The last section is really interesting. The author presents the following algori...

sltkr · on April 8, 2021

Isn't this exactly what the author says? From the posted article:

> Another common inefficiency is computing the lines and hashes of content in the common prefix and suffix. Use of memcmp() (or even better: hand-rolled assembly to give you the offset of the first divergence) is more efficient, as again, your C runtime library probably has assembly implementations of memcmp() which can compare input at near native memory speed.

So I think you're agreeing with him: it's a useful optimization to first remove the matching prefix and suffix using memcmp() to avoid having to do line splitting and hashing across the entire file. Especially since it's not uncommon for the files being compared to be mostly identical, with only a few changes in the middle, or some content added at the end.

OskarS · on April 8, 2021

Yeah, I misread that section: he talked about how the program spent longer time in the prefix/suffix section, and how picking a better hashing algorithm would improve things, and I was going "no! don't hash at all for that part! just compare the lines!". I missed the paragraph you quoted there.

Still, though, this is wrong: "Another common inefficiency is computing the lines and hashes of content in the common prefix and suffix." You have to compute the lines for the prefix at least, diffs use line numbers to indicate where the change is.

jiggawatts · on April 9, 2021

> diffs use line numbers to indicate where the change is.

The optimal solution would be a minor variation on the AVX-optimised memcmp that also counts the number of times it sees the newline character as it is comparing.
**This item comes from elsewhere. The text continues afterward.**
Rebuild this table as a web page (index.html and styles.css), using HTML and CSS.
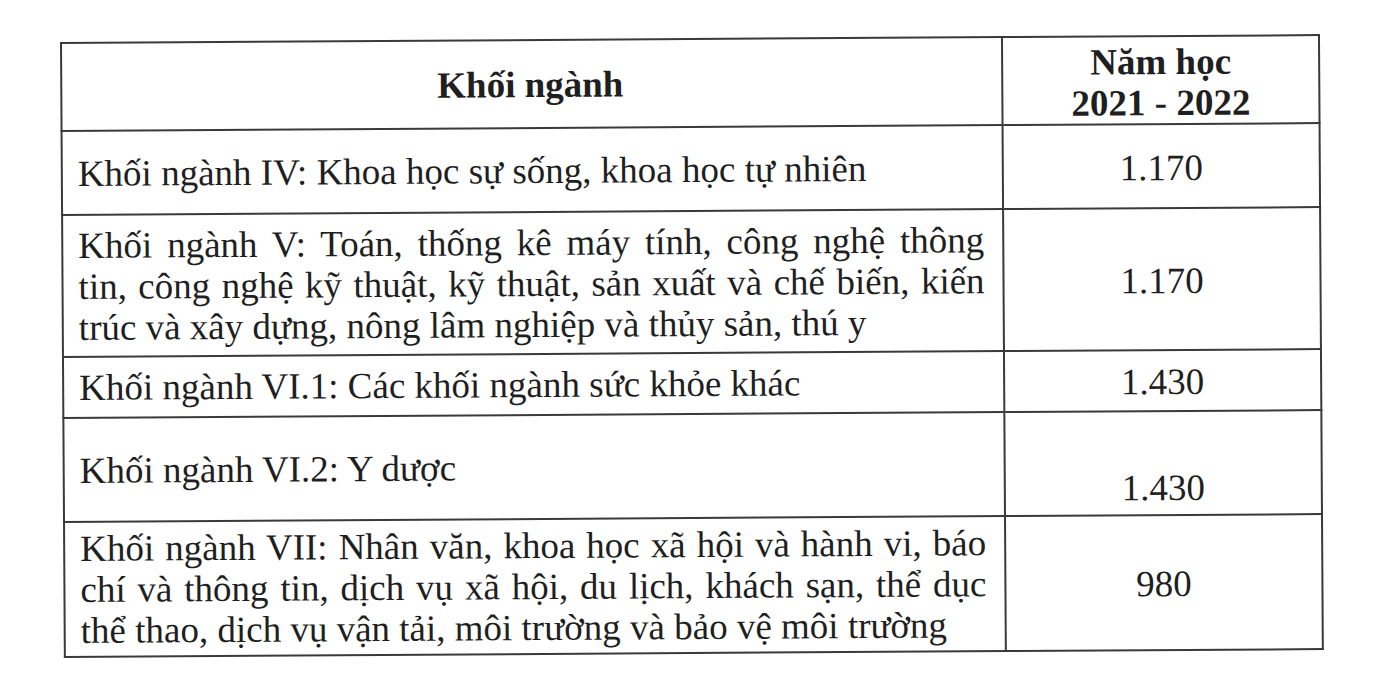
FILE: index.html
```html
<!DOCTYPE html>
<html lang="vi">
<head>
<meta charset="utf-8">
<title>Khối ngành</title>
<link rel="stylesheet" href="styles.css">
</head>
<body>
<div class="page">
<table class="grid">
  <colgroup><col class="c1"><col class="c2"></colgroup>
  <tr class="r-head">
    <th class="name">Khối ngành</th>
    <th class="val">Năm học<br>2021 - 2022</th>
  </tr>
  <tr class="r1">
    <td class="name">Khối ngành IV: Khoa học sự sống, khoa học tự nhiên</td>
    <td class="val">1.170</td>
  </tr>
  <tr class="r2">
    <td class="name">Khối ngành V: Toán, thống kê máy tính, công nghệ thông tin, công nghệ kỹ thuật, kỹ thuật, sản xuất và chế biến, kiến trúc và xây dựng, nông lâm nghiệp và thủy sản, thú y</td>
    <td class="val">1.170</td>
  </tr>
  <tr class="r3">
    <td class="name">Khối ngành VI.1: Các khối ngành sức khỏe khác</td>
    <td class="val">1.430</td>
  </tr>
  <tr class="r4">
    <td class="name">Khối ngành VI.2: Y dược</td>
    <td class="val low">1.430</td>
  </tr>
  <tr class="r5">
    <td class="name">Khối ngành VII: Nhân văn, khoa học xã hội và hành vi, báo chí và thông tin, dịch vụ xã hội, du lịch, khách sạn, thể dục thể thao, dịch vụ vận tải, môi trường và bảo vệ môi trường</td>
    <td class="val">980</td>
  </tr>
</table>
</div>
</body>
</html>
```
FILE: styles.css
```css
html, body {
  margin: 0;
  padding: 0;
  background: #ffffff;
}
.page {
  width: 1390px;
  height: 674px;
  overflow: hidden;
  padding: 42px 0 0 60px;
  box-sizing: border-box;
}
.grid {
  border-collapse: collapse;
  width: 1258px;
  table-layout: fixed;
  font-family: "Liberation Serif", "Times New Roman", serif;
  font-size: 37px;
  line-height: 41px;
  color: #1f1f1f;
  transform: rotate(-0.36deg);
  transform-origin: 0 0;
}
.c1 { width: 941px; }
.c2 { width: 317px; }
.grid th, .grid td {
  border: 2px solid #3a3a3a;
  padding: 0 18px 0 15px;
  vertical-align: middle;
}
.grid th {
  font-weight: bold;
  text-align: center;
}
.grid td.name {
  text-align: justify;
}
.grid .val {
  text-align: center;
  padding: 0;
}
.grid th.val {
  padding-top: 4px;
}
.grid td.val {
  padding-top: 2px;
}
.grid td.low {
  vertical-align: bottom;
  padding-bottom: 6px;
}
.r-head { height: 86px; }
.r1 { height: 84px; }
.r2 { height: 142px; }
.r3 { height: 61px; }
.r4 { height: 104px; }
.r5 { height: 135px; }
```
You still do a single pass through the data, but you get the prefix comparison and the line number in the same go.

For modern CPUs, this is likely optimal.

ajuc · on April 8, 2021

You assumed the diff algorithm only compares each line against one other line. That's not true.

You look at each line many times in these algorithms. Running time is O(n log n) or O(n^2) not O(n).

So you generate N hashes and compare each hash against log N or N other hashes.

So, for big enough data it should be faster.

OskarS · on April 8, 2021

No, you misunderstand: he mentions a common optimization where before you run your diffing algorithm, you find the common line suffix/prefix for the file, and how that will improve performance (if you have a compact 5-line diff in a 10,000 line file, it's unnecessary to run the diffing algorithm over the whole thing). His point was that this suffix/prefix finding thing was surprisingly slow totally apart from the actual diffing.

I was talking about that part, how hashing there is unnecessary. As I mentioned at the end of my comment, for the actual diffing algorithm, it's fine to hash away.

mcguire · on April 8, 2021

"That's so much faster!"

Do you have benchmarks for that?

hadsed · on April 9, 2021

would love to see an experiment on this